* START Records for this task *

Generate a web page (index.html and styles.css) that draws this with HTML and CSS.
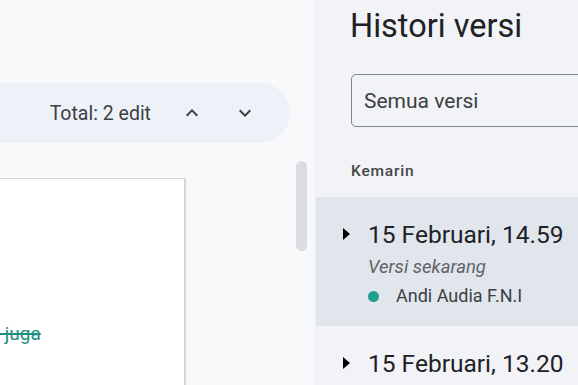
FILE: index.html
```html
<!DOCTYPE html>
<html lang="id">
<head>
<meta charset="utf-8">
<title>Histori versi</title>
<link rel="stylesheet" href="styles.css">
</head>
<body>
<div class="app">
  <main class="editor">
    <div class="changes-bar">
      <span class="total">Total: 2 edit</span>
      <button class="nav-btn" aria-label="Sebelumnya">
        <svg width="24" height="24" viewBox="0 0 24 24"><path d="M7.4 15.4 12 10.8l4.6 4.6L18 14l-6-6-6 6z" fill="#3c4043"/></svg>
      </button>
      <button class="nav-btn" aria-label="Berikutnya">
        <svg width="24" height="24" viewBox="0 0 24 24"><path d="M7.4 8.6 12 13.2l4.6-4.6L18 10l-6 6-6-6z" fill="#3c4043"/></svg>
      </button>
    </div>
    <div class="doc-area">
      <div class="page">
        <p class="line"><span class="deleted">&nbsp;juga</span></p>
      </div>
      <div class="scrollbar"></div>
    </div>
  </main>
  <aside class="history">
    <h1 class="title">Histori versi</h1>
    <div class="select">Semua versi</div>
    <div class="group-label">Kemarin</div>
    <div class="version selected">
      <div class="version-head">
        <span class="caret"></span>
        <span class="date">15 Februari, 14.59</span>
      </div>
      <div class="current">Versi sekarang</div>
      <div class="author"><span class="dot"></span>Andi Audia F.N.I</div>
    </div>
    <div class="version">
      <div class="version-head">
        <span class="caret"></span>
        <span class="date">15 Februari, 13.20</span>
      </div>
    </div>
  </aside>
</div>
</body>
</html>
```
FILE: styles.css
```css
html, body {
  margin: 0;
  padding: 0;
}
body {
  width: 578px;
  height: 385px;
  overflow: hidden;
  font-family: Roboto, "Liberation Sans", sans-serif;
  color: #202124;
}
.app {
  display: flex;
  height: 385px;
}
.editor {
  width: 315px;
  flex: none;
  background: #f8f9fb;
  padding-top: 83px;
  box-sizing: border-box;
  overflow: hidden;
}
.changes-bar {
  display: flex;
  align-items: center;
  justify-content: flex-end;
  margin-left: -40px;
  width: 330px;
  height: 60px;
  box-sizing: border-box;
  background: #eef1f8;
  border-radius: 0 30px 30px 0;
  padding-right: 33px;
}
.total {
  font-size: 19.5px;
  color: #3c4043;
  margin-right: 29px;
}
.nav-btn {
  width: 24px;
  height: 24px;
  padding: 0;
  border: 0;
  background: none;
  display: flex;
  align-items: center;
  justify-content: center;
}
.nav-btn + .nav-btn {
  margin-left: 29px;
}
.doc-area {
  display: flex;
  align-items: flex-start;
  margin-top: 18px;
}
.page {
  width: 187px;
  height: 300px;
  margin-left: -1px;
  margin-top: 17px;
  background: #fff;
  border: 1px solid #d5d7da;
  border-right-width: 2px;
  box-sizing: border-box;
  padding-top: 144px;
  flex: none;
}
.line {
  margin: 0;
  font-size: 19px;
  line-height: 22px;
}
.deleted {
  color: #1e8f7f;
  text-decoration: line-through;
  text-decoration-thickness: 1.5px;
}
.scrollbar {
  width: 11px;
  height: 90px;
  margin-left: 110px;
  border-radius: 6px;
  background: #dadce0;
}
.history {
  flex: 1;
  background: #f1f3f7;
  border-left: 1px solid #eceef2;
  overflow: hidden;
  display: flex;
  flex-direction: column;
}
.title {
  margin: 5px 0 0 34px;
  font-size: 32.5px;
  font-weight: 400;
  line-height: 42px;
  color: #202124;
  white-space: nowrap;
}
.select {
  margin: 27px 0 0 35px;
  height: 53px;
  width: 260px;
  box-sizing: border-box;
  border: 1px solid #80868b;
  border-radius: 5px;
  padding-left: 12px;
  display: flex;
  align-items: center;
  font-size: 21px;
  color: #3c4043;
}
.group-label {
  margin: 34px 0 0 35px;
  font-size: 15.5px;
  font-weight: 500;
  letter-spacing: 0.8px;
  color: #444746;
  line-height: 20px;
}
.version {
  padding: 22px 0 0 27px;
}
.version.selected {
  margin-top: 16px;
  height: 129px;
  box-sizing: border-box;
  background: #e1e6ed;
  padding-top: 22px;
}
.version-head {
  display: flex;
  align-items: center;
  height: 30px;
}
.caret {
  width: 0;
  height: 0;
  border-top: 6px solid transparent;
  border-bottom: 6px solid transparent;
  border-left: 7px solid #000;
  margin-right: 18px;
}
.date {
  font-size: 24.5px;
  color: #202124;
  white-space: nowrap;
}
.current {
  margin: 6px 0 0 25px;
  font-size: 18.5px;
  font-style: italic;
  color: #5f6368;
  line-height: 24px;
}
.author {
  margin: 5px 0 0 25px;
  display: flex;
  align-items: center;
  font-size: 18px;
  color: #3c4043;
  line-height: 24px;
}
.dot {
  width: 11px;
  height: 11px;
  border-radius: 50%;
  background: #1fa08e;
  margin-right: 17px;
}
```
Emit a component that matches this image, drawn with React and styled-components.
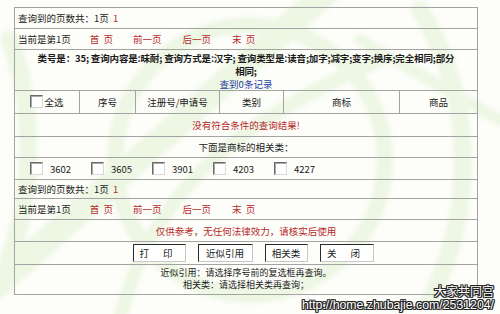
import React from 'react';
import styled, { createGlobalStyle } from 'styled-components';

const GlobalStyle = createGlobalStyle`
  html, body {
    margin: 0;
    padding: 0;
    background: #fdfdf9;
  }
  body {
    width: 500px;
    height: 314px;
    overflow: hidden;
    font-family: "Noto Sans CJK SC", "Noto Sans", sans-serif;
  }
`;

const Page = styled.div`
  position: relative;
  width: 500px;
  height: 314px;
  padding: 7px 0 0 14px;
  box-sizing: border-box;
  overflow: hidden;
`;

const Backdrop = styled.svg`
  position: absolute;
  left: 0;
  top: 0;
  width: 500px;
  height: 314px;
  pointer-events: none;
`;

const Frame = styled.div`
  position: relative;
  width: 464px;
  border: 1px solid #a3a3a3;
  box-sizing: border-box;
  display: flex;
  flex-direction: column;
  font-size: 9.5px;
  color: #1a1a1a;
`;

const Row = styled.div`
  display: flex;
  align-items: center;
  justify-content: ${(p) => (p.$center ? 'center' : 'flex-start')};
  height: ${(p) => p.$h}px;
  padding: 0 3px;
  box-sizing: border-box;
  border-top: ${(p) => (p.$first ? 'none' : '1px solid #a3a3a3')};
`;

const Red = styled.span`
  color: #b52a2a;
`;

const NavLink = styled.span`
  color: #b52a2a;
  margin-left: ${(p) => p.$ml}px;
  white-space: pre;
`;

const InfoBlock = styled.div`
  border-top: 1px solid #a3a3a3;
  height: 41px;
  box-sizing: border-box;
  padding: 2px 3px 0;
  text-align: center;
  line-height: 12.5px;
  font-weight: bold;
`;

const InfoLine = styled.div`
  white-space: nowrap;
  letter-spacing: -0.15px;
`;

const BlueLink = styled.div`
  color: #1f3ea6;
  font-weight: normal;
  margin-top: 1px;
`;

const HeaderGrid = styled.div`
  display: grid;
  grid-template-columns: 64px 56px 84px 64px 116px 78px;
  height: 23px;
  border-top: 1px solid #a3a3a3;
  box-sizing: border-box;
`;

const HeadCell = styled.div`
  display: flex;
  align-items: center;
  justify-content: center;
  border-left: ${(p) => (p.$first ? 'none' : '1px solid #a3a3a3')};
  gap: 1px;
`;

const Check = styled.span`
  display: inline-block;
  width: 11px;
  height: 11px;
  background: #fff;
  border-style: solid;
  border-width: 1px;
  border-color: #6a6a6a #d8d8d8 #d8d8d8 #6a6a6a;
  box-shadow: inset 1px 1px 0 #a8a8a8;
  margin-top: ${(p) => p.$mt || 0}px;
`;

const CodeItem = styled.span`
  display: inline-flex;
  align-items: center;
  gap: 7px;
  width: 61px;
`;

const CodeList = styled.div`
  display: flex;
  align-items: center;
  height: 22px;
  padding-left: 15px;
  border-top: 1px solid #a3a3a3;
  box-sizing: border-box;
`;

const ButtonBar = styled.div`
  display: flex;
  align-items: center;
  justify-content: center;
  height: 23px;
  gap: 12px;
  padding-left: 14px;
  border-top: 1px solid #a3a3a3;
  box-sizing: border-box;
`;

const Button = styled.span`
  display: inline-flex;
  align-items: center;
  justify-content: center;
  width: ${(p) => p.$w}px;
  height: 16px;
  background: #fff;
  border-style: solid;
  border-width: 1px;
  border-color: #2a2a2a #c8c8c8 #c8c8c8 #2a2a2a;
  letter-spacing: ${(p) => (p.$spaced ? '6px' : '0')};
  font-size: 9.5px;
`;

const Notes = styled.div`
  border-top: 1px solid #a3a3a3;
  height: 30px;
  box-sizing: border-box;
  padding-top: 2px;
  text-align: center;
  line-height: 12px;
  font-size: 9px;
`;

const Stamp = styled.div`
  position: absolute;
  right: 6px;
  bottom: 2px;
  text-align: right;
  color: #fff;
  text-shadow:
    1px 0 0 #222, -1px 0 0 #222, 0 1px 0 #222, 0 -1px 0 #222,
    1px 1px 0 #222, -1px -1px 0 #222, 1px -1px 0 #222, -1px 1px 0 #222;
`;

const StampName = styled.div`
  font-family: "Noto Sans CJK SC", sans-serif;
  font-size: 12px;
  line-height: 14px;
`;

const StampUrl = styled.div`
  font-family: "Liberation Sans", Arial, sans-serif;
  font-size: 12.3px;
  line-height: 14px;
`;

const codes = ['3602', '3605', '3901', '4203', '4227'];

function Pager({ first, h }) {
  return (
    <>
      <Row $h={h} $first={first}>
        查询到的页数共：1页&nbsp;&nbsp;<Red>1</Red>
      </Row>
      <Row $h={21}>
        当前是第1页
        <NavLink $ml={19}>首  页</NavLink>
        <NavLink $ml={20}>前一页</NavLink>
        <NavLink $ml={21}>后一页</NavLink>
        <NavLink $ml={21}>末  页</NavLink>
      </Row>
    </>
  );
}

export default function App() {
  return (
    <>
      <GlobalStyle />
      <Page>
        <Backdrop viewBox="0 0 500 314">
          <defs>
            <filter id="soft">
              <feGaussianBlur stdDeviation="2" />
            </filter>
          </defs>
          <g fill="none" stroke="#edf7e4" strokeLinecap="round" filter="url(#soft)">
            <path d="M-20 300 L340 -20" strokeWidth="26" />
            <path d="M120 320 C 150 190, 240 120, 380 60" strokeWidth="14" />
            <circle cx="250" cy="160" r="135" strokeWidth="16" />
            <path d="M10 40 C 40 120, 30 220, 0 280" strokeWidth="18" />
            <path d="M420 10 C 470 90, 480 200, 430 300" strokeWidth="18" />
            <path d="M360 40 L500 120" strokeWidth="12" />
          </g>
        </Backdrop>
        <Frame>
          <Pager first h={20} />
          <InfoBlock>
            <InfoLine>
              类号是：35; 查询内容是:昧耐; 查询方式是:汉字; 查询类型是:读音;加字;减字;变字;换序;完全相同;部分
            </InfoLine>
            <InfoLine>相同;</InfoLine>
            <BlueLink>查到0条记录</BlueLink>
          </InfoBlock>
          <HeaderGrid>
            <HeadCell $first>
              <Check $mt={-2} />
              全选
            </HeadCell>
            <HeadCell>序号</HeadCell>
            <HeadCell>注册号/申请号</HeadCell>
            <HeadCell>类别</HeadCell>
            <HeadCell>商标</HeadCell>
            <HeadCell>商品</HeadCell>
          </HeaderGrid>
          <Row $h={23} $center>
            <Red>没有符合条件的查询结果!</Red>
          </Row>
          <Row $h={21} $center>
            下面是商标的相关类：
          </Row>
          <CodeList>
            {codes.map((c) => (
              <CodeItem key={c}>
                <Check />
                {c}
              </CodeItem>
            ))}
          </CodeList>
          <Pager h={19} />
          <Row $h={22} $center>
            <Red>仅供参考，无任何法律效力，请核实后使用</Red>
          </Row>
          <ButtonBar>
            <Button $w={51} $spaced>打 印</Button>
            <Button $w={53}>近似引用</Button>
            <Button $w={41}>相关类</Button>
            <Button $w={52} $spaced>关 闭</Button>
          </ButtonBar>
          <Notes>
            <div>近似引用：请选择序号前的复选框再查询。</div>
            <div>相关类：请选择相关类再查询；</div>
          </Notes>
        </Frame>
        <Stamp>
          <StampName>大家共同宫</StampName>
          <StampUrl>http://home.zhubajie.com/2531204/</StampUrl>
        </Stamp>
      </Page>
    </>
  );
}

* END Records for this task *

Given instruction ▸ Copy all lines from the material that include "React".

Solution ▸
Emit a component that matches this image, drawn with React and styled-components.
import React from 'react';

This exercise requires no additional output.